DATASET EXCERPT
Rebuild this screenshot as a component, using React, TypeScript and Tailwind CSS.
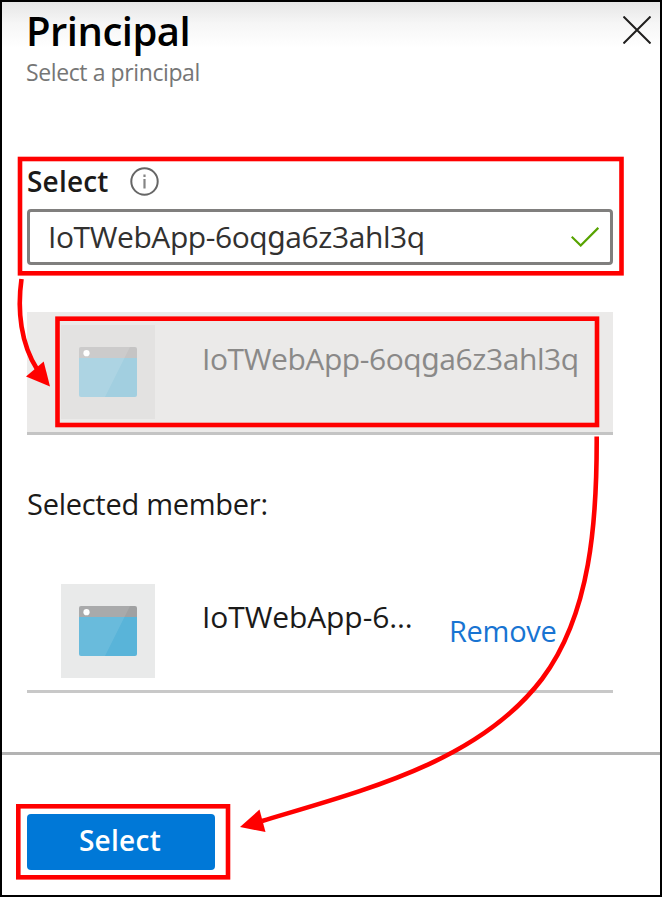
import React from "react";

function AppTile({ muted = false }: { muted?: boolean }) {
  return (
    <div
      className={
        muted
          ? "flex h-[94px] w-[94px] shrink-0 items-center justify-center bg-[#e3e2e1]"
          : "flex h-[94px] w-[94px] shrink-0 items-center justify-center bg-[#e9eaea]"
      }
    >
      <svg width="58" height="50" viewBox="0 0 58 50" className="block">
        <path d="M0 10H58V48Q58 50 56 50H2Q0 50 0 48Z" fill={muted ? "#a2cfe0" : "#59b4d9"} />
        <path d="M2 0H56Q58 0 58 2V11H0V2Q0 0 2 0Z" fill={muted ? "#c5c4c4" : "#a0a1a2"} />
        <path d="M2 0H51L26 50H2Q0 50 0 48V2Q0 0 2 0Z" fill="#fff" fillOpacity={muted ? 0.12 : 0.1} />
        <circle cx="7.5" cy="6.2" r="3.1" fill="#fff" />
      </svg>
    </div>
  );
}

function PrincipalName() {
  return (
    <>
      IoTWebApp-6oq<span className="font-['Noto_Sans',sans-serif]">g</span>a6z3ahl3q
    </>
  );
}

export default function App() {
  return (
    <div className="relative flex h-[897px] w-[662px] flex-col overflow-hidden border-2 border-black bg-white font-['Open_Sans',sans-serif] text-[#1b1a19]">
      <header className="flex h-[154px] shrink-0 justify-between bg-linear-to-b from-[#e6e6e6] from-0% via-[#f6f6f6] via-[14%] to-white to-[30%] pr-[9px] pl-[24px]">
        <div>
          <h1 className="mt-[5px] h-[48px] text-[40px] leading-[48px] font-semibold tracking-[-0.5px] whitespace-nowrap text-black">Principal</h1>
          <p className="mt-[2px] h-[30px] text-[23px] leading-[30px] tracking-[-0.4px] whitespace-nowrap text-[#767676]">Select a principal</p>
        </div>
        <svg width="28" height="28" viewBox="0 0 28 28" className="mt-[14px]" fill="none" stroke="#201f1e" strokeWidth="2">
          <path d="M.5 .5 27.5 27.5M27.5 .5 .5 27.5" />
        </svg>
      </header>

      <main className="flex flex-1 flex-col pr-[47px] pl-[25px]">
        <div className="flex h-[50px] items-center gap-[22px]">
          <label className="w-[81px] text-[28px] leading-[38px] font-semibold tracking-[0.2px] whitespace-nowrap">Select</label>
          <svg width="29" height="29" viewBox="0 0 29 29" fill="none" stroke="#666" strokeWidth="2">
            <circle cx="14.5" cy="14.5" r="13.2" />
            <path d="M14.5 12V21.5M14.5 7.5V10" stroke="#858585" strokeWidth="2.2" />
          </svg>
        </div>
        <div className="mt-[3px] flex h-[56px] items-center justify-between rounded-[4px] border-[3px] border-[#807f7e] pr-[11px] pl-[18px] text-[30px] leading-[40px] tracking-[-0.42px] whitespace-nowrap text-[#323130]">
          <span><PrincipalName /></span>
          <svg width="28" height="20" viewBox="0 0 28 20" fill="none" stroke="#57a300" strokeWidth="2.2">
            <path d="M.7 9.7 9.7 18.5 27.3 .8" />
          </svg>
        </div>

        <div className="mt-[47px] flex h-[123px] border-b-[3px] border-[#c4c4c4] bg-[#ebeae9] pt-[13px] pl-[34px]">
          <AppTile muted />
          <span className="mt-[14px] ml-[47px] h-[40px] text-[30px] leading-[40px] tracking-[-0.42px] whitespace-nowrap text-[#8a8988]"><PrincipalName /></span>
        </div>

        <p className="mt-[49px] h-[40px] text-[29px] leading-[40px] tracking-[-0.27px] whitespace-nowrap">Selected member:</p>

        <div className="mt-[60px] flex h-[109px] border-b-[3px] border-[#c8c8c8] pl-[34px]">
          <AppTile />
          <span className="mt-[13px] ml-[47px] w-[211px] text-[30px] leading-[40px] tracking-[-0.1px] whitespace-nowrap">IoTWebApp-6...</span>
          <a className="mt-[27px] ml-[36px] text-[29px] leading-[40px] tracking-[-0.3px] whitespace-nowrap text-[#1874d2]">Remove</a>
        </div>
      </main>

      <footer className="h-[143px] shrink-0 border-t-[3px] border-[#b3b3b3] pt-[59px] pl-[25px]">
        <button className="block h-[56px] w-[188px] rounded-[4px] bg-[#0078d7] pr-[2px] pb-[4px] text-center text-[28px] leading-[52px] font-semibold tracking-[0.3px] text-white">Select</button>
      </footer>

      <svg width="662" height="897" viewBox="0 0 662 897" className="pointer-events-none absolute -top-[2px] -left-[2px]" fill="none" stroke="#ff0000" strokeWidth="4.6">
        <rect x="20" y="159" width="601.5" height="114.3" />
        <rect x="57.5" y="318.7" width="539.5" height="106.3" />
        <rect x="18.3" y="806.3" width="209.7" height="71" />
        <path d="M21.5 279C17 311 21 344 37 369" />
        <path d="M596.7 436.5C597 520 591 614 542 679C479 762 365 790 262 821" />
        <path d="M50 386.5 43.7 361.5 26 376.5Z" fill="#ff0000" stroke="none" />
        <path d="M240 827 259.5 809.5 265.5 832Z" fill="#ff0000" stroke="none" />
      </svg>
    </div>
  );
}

WHAT THE TASK ASKS
The material above holds pictures; copy everything else in it exactly.

FULL ANSWER
Rebuild this screenshot as a component, using React, TypeScript and Tailwind CSS.
import React from "react";

function AppTile({ muted = false }: { muted?: boolean }) {
  return (
    <div
      className={
        muted
          ? "flex h-[94px] w-[94px] shrink-0 items-center justify-center bg-[#e3e2e1]"
          : "flex h-[94px] w-[94px] shrink-0 items-center justify-center bg-[#e9eaea]"
      }
    >
      <svg width="58" height="50" viewBox="0 0 58 50" className="block">
        <path d="M0 10H58V48Q58 50 56 50H2Q0 50 0 48Z" fill={muted ? "#a2cfe0" : "#59b4d9"} />
        <path d="M2 0H56Q58 0 58 2V11H0V2Q0 0 2 0Z" fill={muted ? "#c5c4c4" : "#a0a1a2"} />
        <path d="M2 0H51L26 50H2Q0 50 0 48V2Q0 0 2 0Z" fill="#fff" fillOpacity={muted ? 0.12 : 0.1} />
        <circle cx="7.5" cy="6.2" r="3.1" fill="#fff" />
      </svg>
    </div>
  );
}

function PrincipalName() {
  return (
    <>
      IoTWebApp-6oq<span className="font-['Noto_Sans',sans-serif]">g</span>a6z3ahl3q
    </>
  );
}

export default function App() {
  return (
    <div className="relative flex h-[897px] w-[662px] flex-col overflow-hidden border-2 border-black bg-white font-['Open_Sans',sans-serif] text-[#1b1a19]">
      <header className="flex h-[154px] shrink-0 justify-between bg-linear-to-b from-[#e6e6e6] from-0% via-[#f6f6f6] via-[14%] to-white to-[30%] pr-[9px] pl-[24px]">
        <div>
          <h1 className="mt-[5px] h-[48px] text-[40px] leading-[48px] font-semibold tracking-[-0.5px] whitespace-nowrap text-black">Principal</h1>
          <p className="mt-[2px] h-[30px] text-[23px] leading-[30px] tracking-[-0.4px] whitespace-nowrap text-[#767676]">Select a principal</p>
        </div>
        <svg width="28" height="28" viewBox="0 0 28 28" className="mt-[14px]" fill="none" stroke="#201f1e" strokeWidth="2">
          <path d="M.5 .5 27.5 27.5M27.5 .5 .5 27.5" />
        </svg>
      </header>

      <main className="flex flex-1 flex-col pr-[47px] pl-[25px]">
        <div className="flex h-[50px] items-center gap-[22px]">
          <label className="w-[81px] text-[28px] leading-[38px] font-semibold tracking-[0.2px] whitespace-nowrap">Select</label>
          <svg width="29" height="29" viewBox="0 0 29 29" fill="none" stroke="#666" strokeWidth="2">
            <circle cx="14.5" cy="14.5" r="13.2" />
            <path d="M14.5 12V21.5M14.5 7.5V10" stroke="#858585" strokeWidth="2.2" />
          </svg>
        </div>
        <div className="mt-[3px] flex h-[56px] items-center justify-between rounded-[4px] border-[3px] border-[#807f7e] pr-[11px] pl-[18px] text-[30px] leading-[40px] tracking-[-0.42px] whitespace-nowrap text-[#323130]">
          <span><PrincipalName /></span>
          <svg width="28" height="20" viewBox="0 0 28 20" fill="none" stroke="#57a300" strokeWidth="2.2">
            <path d="M.7 9.7 9.7 18.5 27.3 .8" />
          </svg>
        </div>

        <div className="mt-[47px] flex h-[123px] border-b-[3px] border-[#c4c4c4] bg-[#ebeae9] pt-[13px] pl-[34px]">
          <AppTile muted />
          <span className="mt-[14px] ml-[47px] h-[40px] text-[30px] leading-[40px] tracking-[-0.42px] whitespace-nowrap text-[#8a8988]"><PrincipalName /></span>
        </div>

        <p className="mt-[49px] h-[40px] text-[29px] leading-[40px] tracking-[-0.27px] whitespace-nowrap">Selected member:</p>

        <div className="mt-[60px] flex h-[109px] border-b-[3px] border-[#c8c8c8] pl-[34px]">
          <AppTile />
          <span className="mt-[13px] ml-[47px] w-[211px] text-[30px] leading-[40px] tracking-[-0.1px] whitespace-nowrap">IoTWebApp-6...</span>
          <a className="mt-[27px] ml-[36px] text-[29px] leading-[40px] tracking-[-0.3px] whitespace-nowrap text-[#1874d2]">Remove</a>
        </div>
      </main>

      <footer className="h-[143px] shrink-0 border-t-[3px] border-[#b3b3b3] pt-[59px] pl-[25px]">
        <button className="block h-[56px] w-[188px] rounded-[4px] bg-[#0078d7] pr-[2px] pb-[4px] text-center text-[28px] leading-[52px] font-semibold tracking-[0.3px] text-white">Select</button>
      </footer>

      <svg width="662" height="897" viewBox="0 0 662 897" className="pointer-events-none absolute -top-[2px] -left-[2px]" fill="none" stroke="#ff0000" strokeWidth="4.6">
        <rect x="20" y="159" width="601.5" height="114.3" />
        <rect x="57.5" y="318.7" width="539.5" height="106.3" />
        <rect x="18.3" y="806.3" width="209.7" height="71" />
        <path d="M21.5 279C17 311 21 344 37 369" />
        <path d="M596.7 436.5C597 520 591 614 542 679C479 762 365 790 262 821" />
        <path d="M50 386.5 43.7 361.5 26 376.5Z" fill="#ff0000" stroke="none" />
        <path d="M240 827 259.5 809.5 265.5 832Z" fill="#ff0000" stroke="none" />
      </svg>
    </div>
  );
}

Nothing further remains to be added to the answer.